7.2 Recovery relevance
This is one of NZ’s most critical mineral deficits. Copper is essential for electrical wiring, motors, generators, transformers, and heat exchangers. NZ currently imports all copper. Existing copper stocks are substantial (the national electrical grid, building wiring, telecommunications cables, plumbing, vehicle wiring) and represent a large recyclable resource, but no new primary copper production is feasible from known NZ deposits. Recycling of existing copper stock and eventual trade with Australia or Chile are the only pathways. See Doc #52 (Wire and Cable Production) for copper conservation and recycling strategy.

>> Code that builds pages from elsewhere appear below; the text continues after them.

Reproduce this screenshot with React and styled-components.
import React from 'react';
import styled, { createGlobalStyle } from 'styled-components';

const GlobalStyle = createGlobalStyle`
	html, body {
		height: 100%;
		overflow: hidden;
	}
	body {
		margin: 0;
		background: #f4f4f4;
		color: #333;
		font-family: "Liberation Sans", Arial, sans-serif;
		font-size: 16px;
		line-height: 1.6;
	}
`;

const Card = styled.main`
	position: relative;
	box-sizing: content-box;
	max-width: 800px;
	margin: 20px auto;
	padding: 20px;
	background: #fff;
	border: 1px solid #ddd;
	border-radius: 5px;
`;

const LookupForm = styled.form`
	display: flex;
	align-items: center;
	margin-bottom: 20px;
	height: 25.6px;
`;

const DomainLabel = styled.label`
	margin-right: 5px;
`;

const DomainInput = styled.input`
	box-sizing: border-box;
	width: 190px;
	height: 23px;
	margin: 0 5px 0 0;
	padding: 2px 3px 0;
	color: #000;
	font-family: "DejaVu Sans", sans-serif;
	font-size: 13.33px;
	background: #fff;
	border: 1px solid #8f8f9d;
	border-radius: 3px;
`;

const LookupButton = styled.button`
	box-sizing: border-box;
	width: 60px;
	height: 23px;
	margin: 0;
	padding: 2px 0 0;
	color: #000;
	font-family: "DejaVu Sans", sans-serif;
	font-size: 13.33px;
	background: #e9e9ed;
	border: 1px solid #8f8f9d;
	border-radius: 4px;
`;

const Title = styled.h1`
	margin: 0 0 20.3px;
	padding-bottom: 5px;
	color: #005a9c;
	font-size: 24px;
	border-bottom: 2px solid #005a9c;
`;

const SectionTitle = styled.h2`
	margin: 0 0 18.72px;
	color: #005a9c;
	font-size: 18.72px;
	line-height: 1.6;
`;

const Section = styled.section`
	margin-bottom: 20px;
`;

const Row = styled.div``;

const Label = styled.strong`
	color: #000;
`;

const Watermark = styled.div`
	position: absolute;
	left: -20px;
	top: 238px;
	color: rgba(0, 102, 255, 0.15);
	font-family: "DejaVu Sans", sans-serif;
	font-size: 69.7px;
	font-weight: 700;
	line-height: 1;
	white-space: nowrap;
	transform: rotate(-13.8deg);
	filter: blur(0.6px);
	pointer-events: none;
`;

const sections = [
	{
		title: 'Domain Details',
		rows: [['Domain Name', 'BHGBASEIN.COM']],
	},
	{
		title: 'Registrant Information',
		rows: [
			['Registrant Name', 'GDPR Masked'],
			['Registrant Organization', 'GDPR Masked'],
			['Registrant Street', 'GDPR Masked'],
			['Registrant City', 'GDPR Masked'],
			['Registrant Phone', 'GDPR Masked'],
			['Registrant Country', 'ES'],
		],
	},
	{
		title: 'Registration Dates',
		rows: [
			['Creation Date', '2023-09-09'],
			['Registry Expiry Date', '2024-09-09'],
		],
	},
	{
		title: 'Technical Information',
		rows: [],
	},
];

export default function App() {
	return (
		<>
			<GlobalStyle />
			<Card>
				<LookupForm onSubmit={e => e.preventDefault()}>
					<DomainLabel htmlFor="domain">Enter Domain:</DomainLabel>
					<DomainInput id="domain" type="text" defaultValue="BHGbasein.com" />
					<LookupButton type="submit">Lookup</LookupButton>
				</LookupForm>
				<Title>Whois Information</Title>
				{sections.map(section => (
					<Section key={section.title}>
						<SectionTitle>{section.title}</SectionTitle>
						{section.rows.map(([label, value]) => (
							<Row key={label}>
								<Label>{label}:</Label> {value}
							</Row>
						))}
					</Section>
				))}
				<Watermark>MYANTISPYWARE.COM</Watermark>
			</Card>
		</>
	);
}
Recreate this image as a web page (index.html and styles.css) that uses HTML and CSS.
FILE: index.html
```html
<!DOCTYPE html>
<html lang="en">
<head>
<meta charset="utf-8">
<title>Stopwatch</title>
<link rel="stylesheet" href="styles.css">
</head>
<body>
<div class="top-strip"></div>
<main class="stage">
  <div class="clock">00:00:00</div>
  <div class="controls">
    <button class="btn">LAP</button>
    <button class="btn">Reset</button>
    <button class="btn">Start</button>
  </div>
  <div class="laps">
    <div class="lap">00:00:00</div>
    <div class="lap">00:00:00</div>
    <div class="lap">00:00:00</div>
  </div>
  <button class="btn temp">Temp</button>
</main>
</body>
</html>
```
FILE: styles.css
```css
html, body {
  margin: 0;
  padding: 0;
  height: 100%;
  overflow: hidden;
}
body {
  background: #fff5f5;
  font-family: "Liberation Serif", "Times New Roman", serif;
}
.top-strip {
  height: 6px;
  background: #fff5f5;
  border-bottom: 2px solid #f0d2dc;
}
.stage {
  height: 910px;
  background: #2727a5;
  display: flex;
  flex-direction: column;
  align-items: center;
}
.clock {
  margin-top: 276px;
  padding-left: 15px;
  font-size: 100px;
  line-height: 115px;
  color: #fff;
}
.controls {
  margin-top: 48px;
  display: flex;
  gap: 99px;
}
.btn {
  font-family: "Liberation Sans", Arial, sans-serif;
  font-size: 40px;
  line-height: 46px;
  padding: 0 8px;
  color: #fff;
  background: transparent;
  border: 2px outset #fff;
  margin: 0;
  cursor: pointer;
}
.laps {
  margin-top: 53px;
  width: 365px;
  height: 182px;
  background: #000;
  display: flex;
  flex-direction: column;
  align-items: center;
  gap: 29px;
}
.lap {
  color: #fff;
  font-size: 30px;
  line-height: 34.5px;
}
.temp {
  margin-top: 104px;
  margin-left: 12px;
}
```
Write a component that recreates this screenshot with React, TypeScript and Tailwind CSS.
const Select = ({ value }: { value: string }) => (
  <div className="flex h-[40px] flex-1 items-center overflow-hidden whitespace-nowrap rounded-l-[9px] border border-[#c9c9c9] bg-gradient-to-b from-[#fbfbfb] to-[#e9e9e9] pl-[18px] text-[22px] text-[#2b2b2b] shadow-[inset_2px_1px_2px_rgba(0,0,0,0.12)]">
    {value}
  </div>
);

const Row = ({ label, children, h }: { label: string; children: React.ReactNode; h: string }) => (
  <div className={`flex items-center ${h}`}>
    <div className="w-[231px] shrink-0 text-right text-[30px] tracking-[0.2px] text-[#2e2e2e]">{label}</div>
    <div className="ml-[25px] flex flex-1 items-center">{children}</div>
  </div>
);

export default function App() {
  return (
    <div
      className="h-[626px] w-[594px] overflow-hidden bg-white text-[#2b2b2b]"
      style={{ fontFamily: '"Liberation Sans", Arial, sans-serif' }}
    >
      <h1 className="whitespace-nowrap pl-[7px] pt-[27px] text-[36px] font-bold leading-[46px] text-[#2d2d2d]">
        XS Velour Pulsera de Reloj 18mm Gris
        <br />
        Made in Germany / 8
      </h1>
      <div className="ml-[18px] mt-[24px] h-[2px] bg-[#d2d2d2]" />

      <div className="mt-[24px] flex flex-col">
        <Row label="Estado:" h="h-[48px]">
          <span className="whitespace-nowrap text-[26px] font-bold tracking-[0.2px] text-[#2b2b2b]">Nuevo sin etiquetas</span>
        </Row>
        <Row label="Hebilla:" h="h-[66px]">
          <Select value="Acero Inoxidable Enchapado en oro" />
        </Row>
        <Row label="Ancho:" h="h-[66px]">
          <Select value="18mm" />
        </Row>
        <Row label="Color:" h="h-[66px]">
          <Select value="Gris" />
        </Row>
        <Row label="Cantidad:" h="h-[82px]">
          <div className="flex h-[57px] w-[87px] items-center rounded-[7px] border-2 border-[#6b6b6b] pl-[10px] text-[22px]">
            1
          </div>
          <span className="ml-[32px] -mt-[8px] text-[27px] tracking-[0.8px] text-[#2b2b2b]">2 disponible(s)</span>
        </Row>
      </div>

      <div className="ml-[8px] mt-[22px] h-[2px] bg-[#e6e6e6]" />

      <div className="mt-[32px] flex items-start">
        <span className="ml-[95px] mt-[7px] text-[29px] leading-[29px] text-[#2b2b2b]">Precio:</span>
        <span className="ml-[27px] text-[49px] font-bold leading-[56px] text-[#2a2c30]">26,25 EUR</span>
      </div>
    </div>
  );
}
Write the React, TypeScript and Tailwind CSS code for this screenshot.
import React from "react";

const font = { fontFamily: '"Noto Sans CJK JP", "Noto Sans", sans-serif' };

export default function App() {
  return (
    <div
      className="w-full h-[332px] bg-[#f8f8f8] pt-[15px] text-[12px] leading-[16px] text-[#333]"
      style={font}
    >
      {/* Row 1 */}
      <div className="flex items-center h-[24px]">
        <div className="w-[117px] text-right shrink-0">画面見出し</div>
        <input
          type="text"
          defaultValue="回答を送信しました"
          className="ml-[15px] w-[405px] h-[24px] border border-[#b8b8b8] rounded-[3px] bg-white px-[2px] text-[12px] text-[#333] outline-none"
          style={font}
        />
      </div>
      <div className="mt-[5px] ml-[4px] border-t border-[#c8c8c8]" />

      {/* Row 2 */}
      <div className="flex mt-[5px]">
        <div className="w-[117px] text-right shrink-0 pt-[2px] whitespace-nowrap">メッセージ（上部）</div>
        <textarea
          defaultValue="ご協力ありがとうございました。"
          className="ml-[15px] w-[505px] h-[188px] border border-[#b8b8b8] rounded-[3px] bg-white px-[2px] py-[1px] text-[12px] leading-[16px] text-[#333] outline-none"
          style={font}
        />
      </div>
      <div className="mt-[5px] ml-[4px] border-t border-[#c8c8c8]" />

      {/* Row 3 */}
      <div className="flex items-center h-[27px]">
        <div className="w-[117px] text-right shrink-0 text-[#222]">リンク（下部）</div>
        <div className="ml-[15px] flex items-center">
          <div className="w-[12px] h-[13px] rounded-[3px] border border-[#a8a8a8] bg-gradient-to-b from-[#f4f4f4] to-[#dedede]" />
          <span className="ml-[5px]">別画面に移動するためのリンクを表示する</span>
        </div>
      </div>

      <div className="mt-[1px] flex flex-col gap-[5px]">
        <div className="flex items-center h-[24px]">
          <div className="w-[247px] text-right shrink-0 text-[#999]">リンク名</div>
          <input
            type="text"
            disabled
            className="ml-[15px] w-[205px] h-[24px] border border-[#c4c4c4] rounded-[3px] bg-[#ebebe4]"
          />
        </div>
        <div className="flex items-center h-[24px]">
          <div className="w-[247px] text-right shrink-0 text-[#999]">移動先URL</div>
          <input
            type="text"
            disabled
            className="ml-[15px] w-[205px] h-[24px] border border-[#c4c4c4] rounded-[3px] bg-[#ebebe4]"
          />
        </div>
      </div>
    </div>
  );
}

8. SULFUR AND GEOTHERMAL MINERALS
8.1 Sources
NZ’s geothermal areas — principally in the Taupo Volcanic Zone (Rotorua, Wairakei, Kawerau, Ohaaki, White Island/Whakaari) — produce native sulfur and hydrogen sulfide gas.26
White Island (Whakaari): Has the largest known sulfur deposits in NZ — an estimated 6–10 million tonnes of sulfur on the island, mostly in fumarolic deposits and altered rock. Historical sulfur mining operated intermittently from the 1880s to the 1930s, ending after a lahar destroyed the mining operation and killed all workers in 1914.27 Access is hazardous and the island is an active volcano. Quantities are large but extraction is dangerous.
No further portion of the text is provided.